Uranium enrichment centrifuges
Why in News?
- Iran has announced that it has started up advanced uranium enrichment centrifuges in a breach of its undertakings under a troubled 2015 nuclear deal, days after the start of talks on rescuing the accord.
To know about the 2015 deal- JCPOA- https://officerspulse.com/iran-nuclear-deal-2/
Need for enrichment
- The nuclear fuel used in a nuclear reactor or for nuclear weapons needs to have a higher concentration of the U235 isotope than that which exists in natural uranium ore. U235 when concentrated (or “enriched”) is fissionable.
- For nuclear weapons, enrichment is required from 80 to 90% or more which is known as Highly Enriched Uranium/weapons-grade uranium.
- For nuclear reactors, enrichment is required upto 3-5% which is known as Low Enriched Uranium/reactor-grade uranium.
How does a centrifuge work?
- Uranium is made up of two isotopes, the predominant uranium-238 (or U-238) and U-235, which is only 0.7% of natural uranium.
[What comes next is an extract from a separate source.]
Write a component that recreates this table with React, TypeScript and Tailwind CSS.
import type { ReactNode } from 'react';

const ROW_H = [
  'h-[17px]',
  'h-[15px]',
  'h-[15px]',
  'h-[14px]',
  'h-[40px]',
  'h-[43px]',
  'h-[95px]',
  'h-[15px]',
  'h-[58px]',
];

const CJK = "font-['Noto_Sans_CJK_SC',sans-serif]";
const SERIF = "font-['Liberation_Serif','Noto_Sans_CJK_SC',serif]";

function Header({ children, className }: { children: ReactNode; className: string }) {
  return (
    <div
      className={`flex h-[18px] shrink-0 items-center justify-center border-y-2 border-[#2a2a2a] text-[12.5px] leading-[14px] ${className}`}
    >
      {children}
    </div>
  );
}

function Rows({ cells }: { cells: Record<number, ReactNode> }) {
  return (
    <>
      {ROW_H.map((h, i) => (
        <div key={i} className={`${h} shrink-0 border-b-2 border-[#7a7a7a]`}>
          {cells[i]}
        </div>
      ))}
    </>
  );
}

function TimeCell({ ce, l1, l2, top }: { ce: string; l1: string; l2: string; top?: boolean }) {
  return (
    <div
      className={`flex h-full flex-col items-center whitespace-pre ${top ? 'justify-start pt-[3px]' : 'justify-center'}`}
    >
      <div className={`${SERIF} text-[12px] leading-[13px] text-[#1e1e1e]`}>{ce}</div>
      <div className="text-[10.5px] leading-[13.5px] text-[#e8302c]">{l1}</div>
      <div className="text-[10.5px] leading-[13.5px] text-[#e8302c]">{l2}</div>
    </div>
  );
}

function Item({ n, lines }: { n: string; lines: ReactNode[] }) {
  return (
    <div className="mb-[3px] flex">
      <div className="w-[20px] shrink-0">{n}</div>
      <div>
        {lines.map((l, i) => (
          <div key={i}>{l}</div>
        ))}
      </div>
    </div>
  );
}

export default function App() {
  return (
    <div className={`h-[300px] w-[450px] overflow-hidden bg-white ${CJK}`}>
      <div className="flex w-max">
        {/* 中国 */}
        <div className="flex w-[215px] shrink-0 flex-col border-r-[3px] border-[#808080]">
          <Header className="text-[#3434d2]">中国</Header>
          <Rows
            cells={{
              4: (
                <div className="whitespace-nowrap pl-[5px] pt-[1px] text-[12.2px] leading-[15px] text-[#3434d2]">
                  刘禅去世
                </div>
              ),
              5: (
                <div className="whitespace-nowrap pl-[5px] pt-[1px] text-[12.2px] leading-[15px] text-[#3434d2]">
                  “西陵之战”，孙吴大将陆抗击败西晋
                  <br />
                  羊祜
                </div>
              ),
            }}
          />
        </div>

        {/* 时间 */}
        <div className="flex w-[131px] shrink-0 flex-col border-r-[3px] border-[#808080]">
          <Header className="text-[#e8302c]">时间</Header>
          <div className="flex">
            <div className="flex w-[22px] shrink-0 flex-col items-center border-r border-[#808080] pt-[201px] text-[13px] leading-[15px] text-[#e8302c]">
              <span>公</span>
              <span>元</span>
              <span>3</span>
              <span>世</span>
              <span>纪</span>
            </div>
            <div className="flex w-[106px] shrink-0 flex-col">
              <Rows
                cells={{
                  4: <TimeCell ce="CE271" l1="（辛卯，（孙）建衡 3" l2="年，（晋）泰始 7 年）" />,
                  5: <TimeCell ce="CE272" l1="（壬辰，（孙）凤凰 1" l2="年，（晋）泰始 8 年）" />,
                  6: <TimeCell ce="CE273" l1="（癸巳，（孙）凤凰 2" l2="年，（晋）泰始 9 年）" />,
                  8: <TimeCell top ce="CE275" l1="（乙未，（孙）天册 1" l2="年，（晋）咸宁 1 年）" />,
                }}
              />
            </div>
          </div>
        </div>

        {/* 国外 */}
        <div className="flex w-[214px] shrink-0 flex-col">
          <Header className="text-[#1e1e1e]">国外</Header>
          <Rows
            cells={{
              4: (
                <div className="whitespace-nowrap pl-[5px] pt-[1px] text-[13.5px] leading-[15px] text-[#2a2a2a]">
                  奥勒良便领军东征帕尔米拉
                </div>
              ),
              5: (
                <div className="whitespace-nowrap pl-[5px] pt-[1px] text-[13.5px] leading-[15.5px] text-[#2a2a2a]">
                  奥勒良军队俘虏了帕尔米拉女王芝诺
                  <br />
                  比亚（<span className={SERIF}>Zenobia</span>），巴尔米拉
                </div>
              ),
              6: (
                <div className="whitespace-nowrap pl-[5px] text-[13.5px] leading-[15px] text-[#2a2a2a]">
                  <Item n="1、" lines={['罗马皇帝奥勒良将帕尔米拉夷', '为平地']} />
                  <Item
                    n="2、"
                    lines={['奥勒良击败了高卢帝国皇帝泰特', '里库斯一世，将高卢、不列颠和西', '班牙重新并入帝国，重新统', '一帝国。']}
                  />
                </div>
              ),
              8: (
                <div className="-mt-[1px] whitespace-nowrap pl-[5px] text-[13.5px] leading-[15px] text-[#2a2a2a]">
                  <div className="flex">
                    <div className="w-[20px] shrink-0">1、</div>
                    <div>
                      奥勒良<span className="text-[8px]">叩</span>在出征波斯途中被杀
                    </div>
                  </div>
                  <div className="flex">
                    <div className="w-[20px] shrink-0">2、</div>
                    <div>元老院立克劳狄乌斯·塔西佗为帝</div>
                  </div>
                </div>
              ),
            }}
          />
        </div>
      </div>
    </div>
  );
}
It is the U-235 that can be directly split, or fissioned, to produce power in most of the world’s current commercial nuclear reactors. (Thus, materials like U-235 and plutonium are called “fissionable”.) The U-238 is not directly fissionable. To be useful, the concentration of U-235 must be increased as per needs.
- Several techniques have been used for enrichment but the preferred method is a gas centrifuge.
- The heart of a gas centrifuge is a tube, called the rotor that spins at high speed around its long axis. The performance of the centrifuge depends critically on the speed of the rotor. Today, rotors may spin in excess of 60,000 rpm with the outside surface of the rotor moving well in excess of the speed of sound.
- The spinning rotor creates powerful centrifugal forces that mimic a miniature gravitational field.
- In the spinning rotor, the slightly heavier UF6 that contains U-238 will be slightly more compressed along the rim relative to the lighter UF6 that contains U-235, which would have a relatively greater concentration near the axis. The separation between the two isotopes created by the centrifugal forces is quite small.
- No single centrifuge can achieve an adequate degree of enrichment and the amount of material that a single centrifuge can handle is small. To process sufficient material, centrifuges, sometimes hundreds, are operated in parallel.
- Each set of centrifuges enriches the uranium a bit more than the previous until the desired enrichment is achieved. Such a collection of centrifuges is called a cascade and any given set of centrifuges operating in parallel is called a stage.